Seeing GraphQL as a supply chain of data fetching clarifies why bottlenecks and inefficiencies slow the whole system.
Common Pitfalls
#1Allowing clients to send very deep or complex queries without limits.
Wrong approach:No query depth limit or complexity checks in server configuration.
Correct approach:Implement query depth and complexity limits to prevent overly expensive queries.
Root cause:Misunderstanding that flexible queries can be abused or accidentally cause heavy server load.
#2Writing resolvers that fetch data one item at a time causing many database calls.
Wrong approach:Resolver for posts fetches posts separately for each user in a loop.
Correct approach:Use batching or dataloader to fetch posts for all users in a single query.
Root cause:Not realizing that nested resolvers can multiply database queries exponentially.
#3Relying solely on caching without optimizing query structure.
Wrong approach:Cache entire responses but allow clients to request large, complex queries freely.
Correct approach:Combine caching with query complexity limits and optimized resolvers.
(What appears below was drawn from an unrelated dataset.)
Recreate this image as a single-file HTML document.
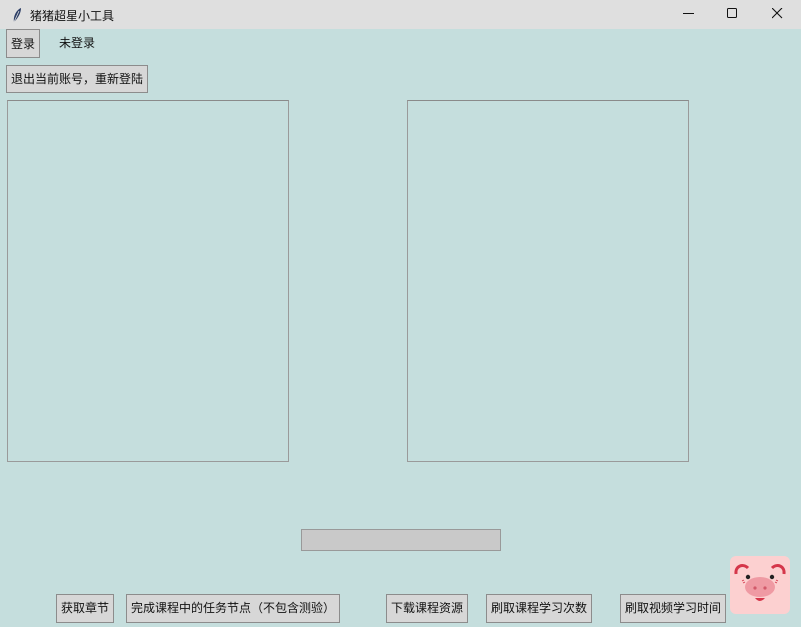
<!DOCTYPE html>
<html><head><meta charset="utf-8"><style>
*{margin:0;padding:0;box-sizing:border-box}
body{width:801px;height:627px;overflow:hidden;background:#c5dedd;position:relative;font-family:"Liberation Sans","Noto Sans CJK SC",sans-serif;font-size:12px;color:#111}
.title{position:absolute;left:0;top:0;width:801px;height:29px;background:#dfdfdf}
.title span{position:absolute;left:30px;top:7px;font-size:12px}
.b{position:absolute;background:#d7d7d7;border:1px solid #8c8c8c;font-size:12px;text-align:center;line-height:26px;white-space:nowrap}
.box{position:absolute;border:1px solid #9a9a9a;border-top-color:#8a8a8a;background:#c5dedd}
</style></head><body>
<div class="title">
<svg style="position:absolute;left:11px;top:7px" width="12" height="16" viewBox="0 0 12 16"><path d="M3 15 C2 10 5 3 10 1 C10 6 7 11 3 15Z" fill="#2c3e66"/><path d="M3 15 L8 4" stroke="#dfdfdf" stroke-width="0.8"/></svg>
<span>猪猪超星小工具</span>
<svg style="position:absolute;left:683px;top:13px" width="11" height="2"><rect width="11" height="1" fill="#111"/></svg>
<svg style="position:absolute;left:727px;top:8px" width="11" height="11"><rect x="0.5" y="0.5" width="9" height="9" rx="1" fill="none" stroke="#111"/></svg>
<svg style="position:absolute;left:772px;top:8px" width="11" height="11"><path d="M0 0L10 10M10 0L0 10" stroke="#111" stroke-width="1.1"/></svg>
</div>
<div class="b" style="left:6px;top:29px;width:34px;height:29px;line-height:28px">登录</div>
<div style="position:absolute;left:59px;top:34px">未登录</div>
<div class="b" style="left:6px;top:65px;width:142px;height:28px">退出当前账号，重新登陆</div>
<div class="box" style="left:7px;top:100px;width:282px;height:362px"></div>
<div class="box" style="left:407px;top:100px;width:282px;height:362px"></div>
<div style="position:absolute;left:301px;top:529px;width:200px;height:22px;background:#c9c9c9;border:1px solid #999"></div>
<div class="b" style="left:56px;top:594px;width:58px;height:29px">获取章节</div>
<div class="b" style="left:126px;top:594px;width:214px;height:29px">完成课程中的任务节点（不包含测验）</div>
<div class="b" style="left:386px;top:594px;width:82px;height:29px">下载课程资源</div>
<div class="b" style="left:486px;top:594px;width:106px;height:29px">刷取课程学习次数</div>
<div class="b" style="left:620px;top:594px;width:106px;height:29px">刷取视频学习时间</div>
<svg style="position:absolute;left:730px;top:556px" width="60" height="58" viewBox="0 0 60 58">
<rect x="0" y="0" width="60" height="58" rx="6" fill="#fcd0d0"/>
<path d="M6 18 C5 10 13 7 18 12" fill="none" stroke="#d5364a" stroke-width="3"/>
<path d="M42 12 C47 7 55 10 54 18" fill="none" stroke="#d5364a" stroke-width="3"/>
<circle cx="18" cy="21" r="2.2" fill="#222"/><circle cx="42" cy="21" r="2.2" fill="#222"/>
<path d="M12 25 L14 24 M13 27 L15 26 M46 24 L48 25 M45 26 L47 27" stroke="#d5364a" stroke-width="0.8"/>
<ellipse cx="30" cy="31" rx="15" ry="10" fill="#ef9aa3"/>
<circle cx="25" cy="32" r="1.6" fill="#d25a6a"/><circle cx="35" cy="32" r="1.6" fill="#d25a6a"/>
<path d="M25 42 Q30 48 35 42Z" fill="#d5364a"/>
</svg>
</body></html>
Root cause:Believing caching alone solves all performance problems.
Key Takeaways
GraphQL's flexibility allows clients to request exactly the data they need, but this can lead to complex queries that slow down servers.
Nested queries and the N+1 problem are common causes of poor GraphQL performance and require careful resolver design and batching.
Performance optimization involves multiple strategies including query limits, caching, batching, and monitoring.
Misconceptions about GraphQL always being faster or caching solving all issues can lead to overlooked performance problems.
Understanding the internal workings of GraphQL query resolution helps developers build faster, more reliable APIs.